Direction:
List all lines of the data that include the string "index".

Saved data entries
+ + + + + + +

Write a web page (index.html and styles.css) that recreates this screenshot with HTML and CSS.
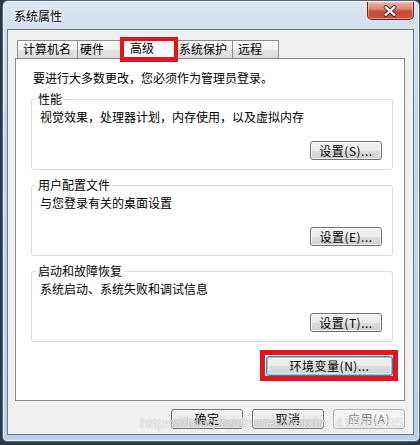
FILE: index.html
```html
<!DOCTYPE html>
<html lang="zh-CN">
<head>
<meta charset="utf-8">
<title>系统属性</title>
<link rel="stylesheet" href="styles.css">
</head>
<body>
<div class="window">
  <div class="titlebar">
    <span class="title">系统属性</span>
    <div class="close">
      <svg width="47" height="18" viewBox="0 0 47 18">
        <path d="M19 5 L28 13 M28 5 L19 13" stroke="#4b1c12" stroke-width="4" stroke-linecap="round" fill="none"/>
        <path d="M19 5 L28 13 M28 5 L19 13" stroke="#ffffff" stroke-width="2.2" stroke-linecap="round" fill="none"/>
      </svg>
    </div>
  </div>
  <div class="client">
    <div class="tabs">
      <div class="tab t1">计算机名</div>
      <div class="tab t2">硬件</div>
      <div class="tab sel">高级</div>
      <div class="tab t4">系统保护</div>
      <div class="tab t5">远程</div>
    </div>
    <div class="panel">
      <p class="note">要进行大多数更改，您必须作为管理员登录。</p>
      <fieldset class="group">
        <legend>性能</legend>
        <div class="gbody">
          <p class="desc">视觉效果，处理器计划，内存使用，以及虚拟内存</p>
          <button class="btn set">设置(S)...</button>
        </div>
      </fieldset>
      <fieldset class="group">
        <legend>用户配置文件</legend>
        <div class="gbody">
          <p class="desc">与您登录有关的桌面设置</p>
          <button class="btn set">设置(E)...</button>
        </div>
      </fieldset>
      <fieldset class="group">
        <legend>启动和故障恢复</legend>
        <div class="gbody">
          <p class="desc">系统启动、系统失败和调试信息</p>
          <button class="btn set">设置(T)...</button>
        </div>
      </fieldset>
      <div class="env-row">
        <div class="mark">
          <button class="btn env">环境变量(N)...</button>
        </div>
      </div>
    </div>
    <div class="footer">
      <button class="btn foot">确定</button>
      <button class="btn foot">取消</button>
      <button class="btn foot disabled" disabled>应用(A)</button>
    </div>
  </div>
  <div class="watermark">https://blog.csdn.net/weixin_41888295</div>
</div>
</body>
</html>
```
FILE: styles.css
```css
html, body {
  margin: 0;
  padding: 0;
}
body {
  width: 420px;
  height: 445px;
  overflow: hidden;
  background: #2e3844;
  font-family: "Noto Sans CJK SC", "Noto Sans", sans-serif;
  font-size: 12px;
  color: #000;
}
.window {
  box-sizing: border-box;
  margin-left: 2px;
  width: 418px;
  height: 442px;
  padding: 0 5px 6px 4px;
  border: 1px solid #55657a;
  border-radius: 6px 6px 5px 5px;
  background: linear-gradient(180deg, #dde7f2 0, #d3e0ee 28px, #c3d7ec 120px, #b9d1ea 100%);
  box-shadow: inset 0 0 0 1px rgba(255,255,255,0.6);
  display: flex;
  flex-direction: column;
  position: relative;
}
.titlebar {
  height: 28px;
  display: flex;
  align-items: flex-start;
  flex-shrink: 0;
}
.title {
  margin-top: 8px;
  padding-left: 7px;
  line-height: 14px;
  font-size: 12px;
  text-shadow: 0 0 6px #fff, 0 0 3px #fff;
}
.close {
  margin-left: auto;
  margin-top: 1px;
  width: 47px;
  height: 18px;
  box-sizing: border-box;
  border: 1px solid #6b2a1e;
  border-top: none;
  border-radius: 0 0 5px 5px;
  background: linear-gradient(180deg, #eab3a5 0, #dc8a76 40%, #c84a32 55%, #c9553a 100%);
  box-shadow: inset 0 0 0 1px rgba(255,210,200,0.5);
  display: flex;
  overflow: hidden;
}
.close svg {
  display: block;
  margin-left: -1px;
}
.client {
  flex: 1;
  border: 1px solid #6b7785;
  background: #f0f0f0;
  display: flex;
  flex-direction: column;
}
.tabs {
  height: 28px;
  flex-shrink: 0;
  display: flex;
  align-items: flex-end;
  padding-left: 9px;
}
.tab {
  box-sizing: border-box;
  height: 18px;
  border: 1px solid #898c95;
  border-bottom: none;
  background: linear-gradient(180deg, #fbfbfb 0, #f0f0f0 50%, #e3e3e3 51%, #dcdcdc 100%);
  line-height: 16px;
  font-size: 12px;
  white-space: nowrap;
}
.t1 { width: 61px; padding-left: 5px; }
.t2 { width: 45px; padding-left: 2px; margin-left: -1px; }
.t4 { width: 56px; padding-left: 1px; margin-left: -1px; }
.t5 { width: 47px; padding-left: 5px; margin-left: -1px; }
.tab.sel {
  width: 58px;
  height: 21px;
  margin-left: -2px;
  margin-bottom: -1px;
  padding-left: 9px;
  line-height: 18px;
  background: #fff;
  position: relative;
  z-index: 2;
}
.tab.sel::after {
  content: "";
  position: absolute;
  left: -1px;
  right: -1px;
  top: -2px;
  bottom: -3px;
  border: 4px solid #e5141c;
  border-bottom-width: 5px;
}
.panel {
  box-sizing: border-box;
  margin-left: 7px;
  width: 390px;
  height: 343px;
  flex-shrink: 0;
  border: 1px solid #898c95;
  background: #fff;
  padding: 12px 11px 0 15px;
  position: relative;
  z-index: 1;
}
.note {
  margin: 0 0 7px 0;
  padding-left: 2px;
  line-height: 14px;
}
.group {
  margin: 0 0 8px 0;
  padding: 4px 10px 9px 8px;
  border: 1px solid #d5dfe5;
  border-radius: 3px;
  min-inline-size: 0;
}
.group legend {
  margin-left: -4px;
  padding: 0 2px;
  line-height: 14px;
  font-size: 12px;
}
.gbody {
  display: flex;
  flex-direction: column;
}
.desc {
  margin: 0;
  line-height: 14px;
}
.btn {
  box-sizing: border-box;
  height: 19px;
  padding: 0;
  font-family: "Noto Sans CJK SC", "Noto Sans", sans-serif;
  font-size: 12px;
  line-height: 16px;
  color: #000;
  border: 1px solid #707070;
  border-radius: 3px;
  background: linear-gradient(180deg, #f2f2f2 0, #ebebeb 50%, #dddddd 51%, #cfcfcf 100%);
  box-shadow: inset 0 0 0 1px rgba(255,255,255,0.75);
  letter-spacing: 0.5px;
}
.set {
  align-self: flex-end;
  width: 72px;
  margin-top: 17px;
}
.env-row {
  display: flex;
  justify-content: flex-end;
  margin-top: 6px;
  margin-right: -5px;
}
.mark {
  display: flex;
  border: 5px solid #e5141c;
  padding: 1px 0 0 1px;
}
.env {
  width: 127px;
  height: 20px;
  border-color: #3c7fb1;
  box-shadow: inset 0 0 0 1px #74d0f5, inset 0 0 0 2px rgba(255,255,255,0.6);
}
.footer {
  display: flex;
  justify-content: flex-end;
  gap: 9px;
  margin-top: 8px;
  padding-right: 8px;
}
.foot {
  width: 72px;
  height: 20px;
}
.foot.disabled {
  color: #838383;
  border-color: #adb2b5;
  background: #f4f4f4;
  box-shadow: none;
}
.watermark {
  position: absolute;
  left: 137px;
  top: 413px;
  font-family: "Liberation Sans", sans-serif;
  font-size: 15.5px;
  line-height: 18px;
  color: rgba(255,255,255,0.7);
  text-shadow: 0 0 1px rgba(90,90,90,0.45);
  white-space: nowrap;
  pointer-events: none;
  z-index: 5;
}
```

+ + + + + + +

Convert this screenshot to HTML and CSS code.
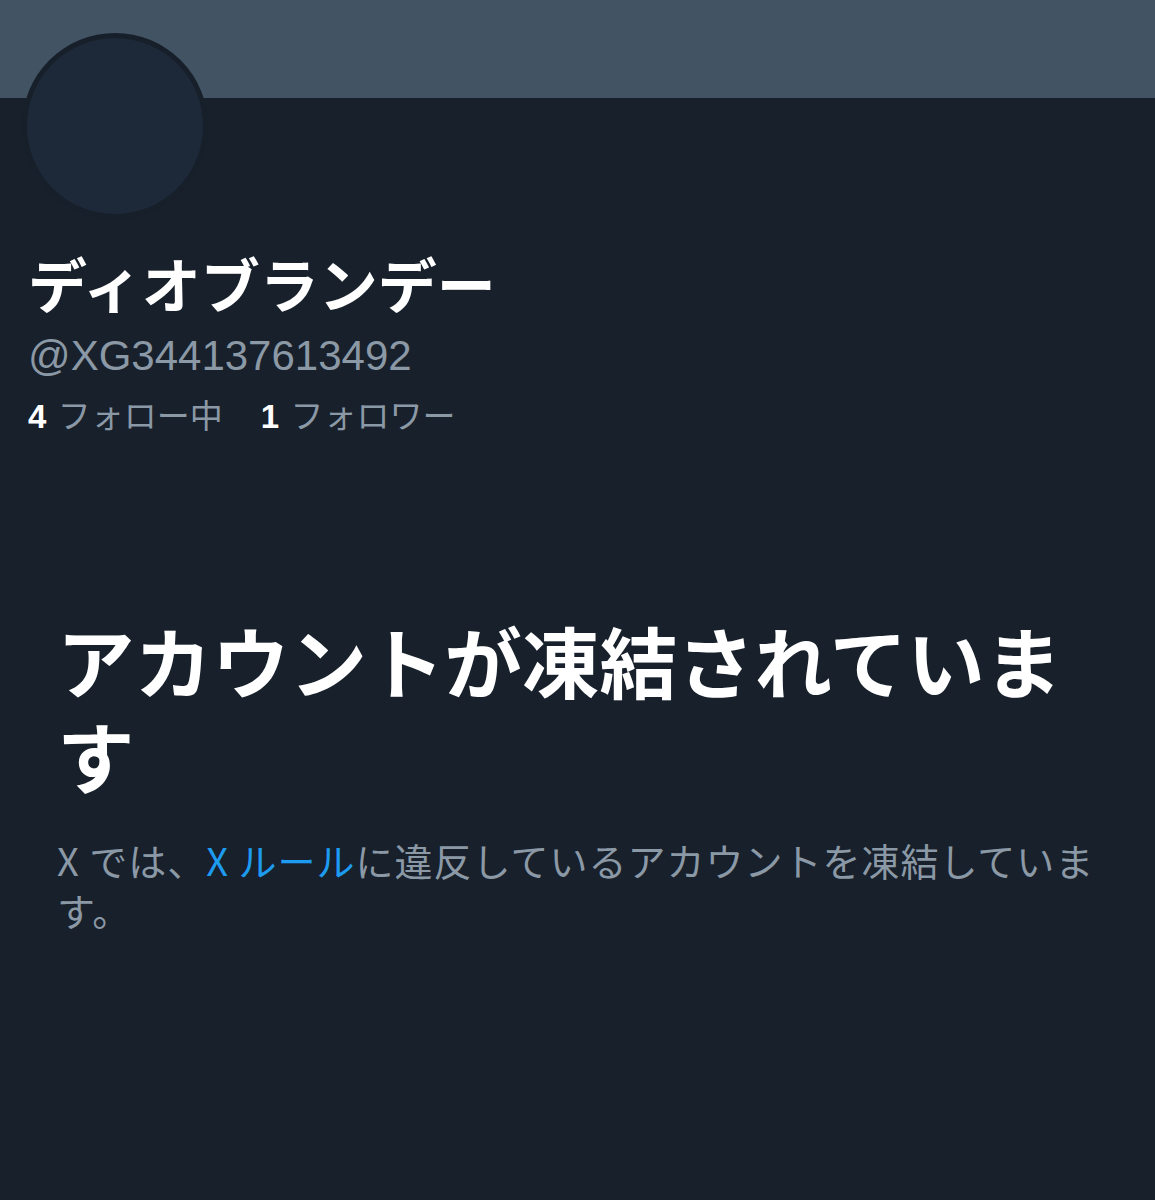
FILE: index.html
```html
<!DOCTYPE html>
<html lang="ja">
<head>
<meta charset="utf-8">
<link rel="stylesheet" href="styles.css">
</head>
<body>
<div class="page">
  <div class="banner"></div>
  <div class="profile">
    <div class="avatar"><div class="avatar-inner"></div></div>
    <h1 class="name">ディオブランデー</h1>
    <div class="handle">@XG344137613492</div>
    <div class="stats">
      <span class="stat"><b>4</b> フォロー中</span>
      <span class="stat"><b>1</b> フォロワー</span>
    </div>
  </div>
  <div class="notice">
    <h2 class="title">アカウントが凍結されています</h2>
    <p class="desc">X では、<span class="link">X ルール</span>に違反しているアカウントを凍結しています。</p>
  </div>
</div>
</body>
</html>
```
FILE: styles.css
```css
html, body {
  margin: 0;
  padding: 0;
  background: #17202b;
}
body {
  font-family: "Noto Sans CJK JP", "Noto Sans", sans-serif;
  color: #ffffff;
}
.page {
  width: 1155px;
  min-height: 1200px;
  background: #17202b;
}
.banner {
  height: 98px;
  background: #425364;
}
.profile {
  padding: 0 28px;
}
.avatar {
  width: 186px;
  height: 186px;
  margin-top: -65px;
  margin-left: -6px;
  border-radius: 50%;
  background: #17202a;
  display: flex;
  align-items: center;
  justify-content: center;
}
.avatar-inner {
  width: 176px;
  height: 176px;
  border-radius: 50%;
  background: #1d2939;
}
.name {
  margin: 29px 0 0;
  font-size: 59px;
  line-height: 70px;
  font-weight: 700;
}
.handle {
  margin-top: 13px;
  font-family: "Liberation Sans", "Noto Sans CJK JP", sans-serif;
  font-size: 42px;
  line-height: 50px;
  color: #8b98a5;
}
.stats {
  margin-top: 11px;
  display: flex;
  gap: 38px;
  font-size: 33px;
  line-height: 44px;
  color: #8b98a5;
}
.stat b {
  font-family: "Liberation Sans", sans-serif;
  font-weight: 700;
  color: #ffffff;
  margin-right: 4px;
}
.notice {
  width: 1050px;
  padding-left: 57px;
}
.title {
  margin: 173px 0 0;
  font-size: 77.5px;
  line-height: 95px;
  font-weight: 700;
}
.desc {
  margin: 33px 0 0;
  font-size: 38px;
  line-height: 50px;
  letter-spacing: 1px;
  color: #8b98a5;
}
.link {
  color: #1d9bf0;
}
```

+ + + + + + +

Result:
Write a web page (index.html and styles.css) that recreates this screenshot with HTML and CSS.
FILE: index.html
  z-index: 2;
  z-index: 1;
  z-index: 5;
FILE: index.html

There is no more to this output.